The British Bankers Association (BBA) is a governing body that represents all the banks that are currently participating in the scheme including those who are planning to participate in it in the future, has called for Government clarification on the proposed exit strategy from the Help-To-Buy scheme, according to a report in the Daily Telegraph.The news comes just 2 weeks before the Chancellor of the Exchequer, George Osborne’s Autumn Statement on 5th December.

In a submission to HM Treasury, the BBA said, “Some members of the BBA are participating in the Government’s Help-To-Buy scheme, but further clarification is needed on exit strategies.”

Mortgage applications worth £365 Million (GBP) have been received since the second phase of the Help-To-Buy scheme was launched on 1st October 2013, to help aspiring home buyers get a foot on the property ladder.

The Royal Bank of Scotland, NatWest, Halifax and Bank of Scotland started offering residential mortgages under the umbrella of the Help-To-Buy scheme last month and mortgage lenders representing most of the UK mortgage market have confirmed they will eventually come on board, in order to capture a share of the market.

The Government initiative makes it easier for mainstream mortgage lenders to offer higher value mortgages with deposits as low as 5% by removing some of the risk they would face if the borrower defaults on repayments, because the mortgage products are underwritten by the Government as Spotlight has previously reported.

The Government are very happy to be underwriting Help-To-Buy mortgages because they are listed as a second charge on the mortgage, increasing the Governments property assets, allowing them to borrow money against their portion of the residential properties purchased under the Help-To-Buy scheme.

At least property investors enter the property market with an exit strategy in mind, but the Government have yet to reveal how they intend to exit from the property market when the scheme ends.
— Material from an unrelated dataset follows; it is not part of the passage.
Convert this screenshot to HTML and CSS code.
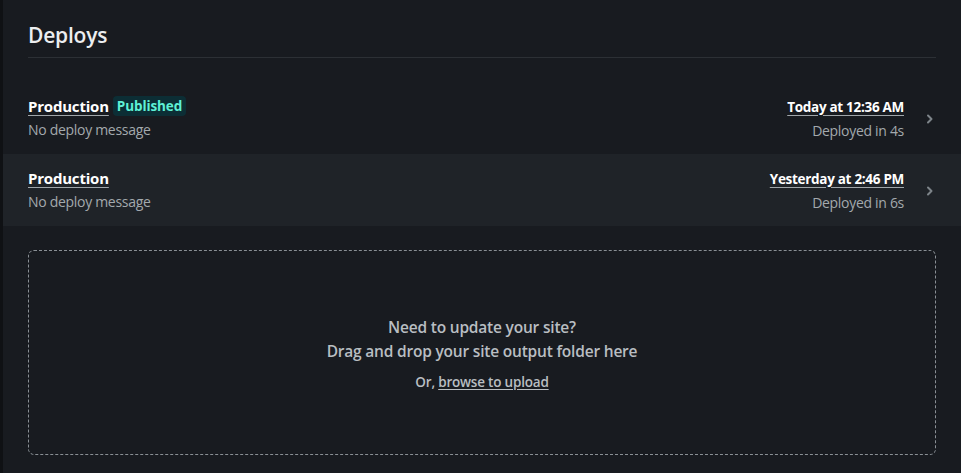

No wonder mortgage companies are worried!

The Council of Mortgage Lenders (CML) have stated that UK mortgage lending hit a two-year high in August 2012.

Mortgage availability has been increasing since an £80 Billion (GBP) funding for lending scheme was launched at the start of August 2012, although much of this has only been made available to residential property buyers with deposits of at least 20%.

Mortgage lenders toughened borrowing criteria following the credit crunch and many estate agents are still reporting that residential and Buy to let mortgages are no easier to obtain, with lenders picking through every detail of all applications.

Miles Shipside, director of Rightmove, said increase in asking prices “is most likely attributable to the continued shortage of new property supply. Sellers need to be mindful that the window of opportunity to sell before the traditional winter slowdown is a narrow one, and they risk being left out in the cold for months until the spring market thaw. In addition, estate agents are reporting that mortgages are still no easier to obtain, with risk-averse lenders nit-picking every detail of the mortgage application paperwork, even from buyers who seem squeaky clean.”

Rightmove said its own research has found that fewer than 40% of would-be buyers would arrange to visit a property they believe to be over-priced, even if it matches their criteria.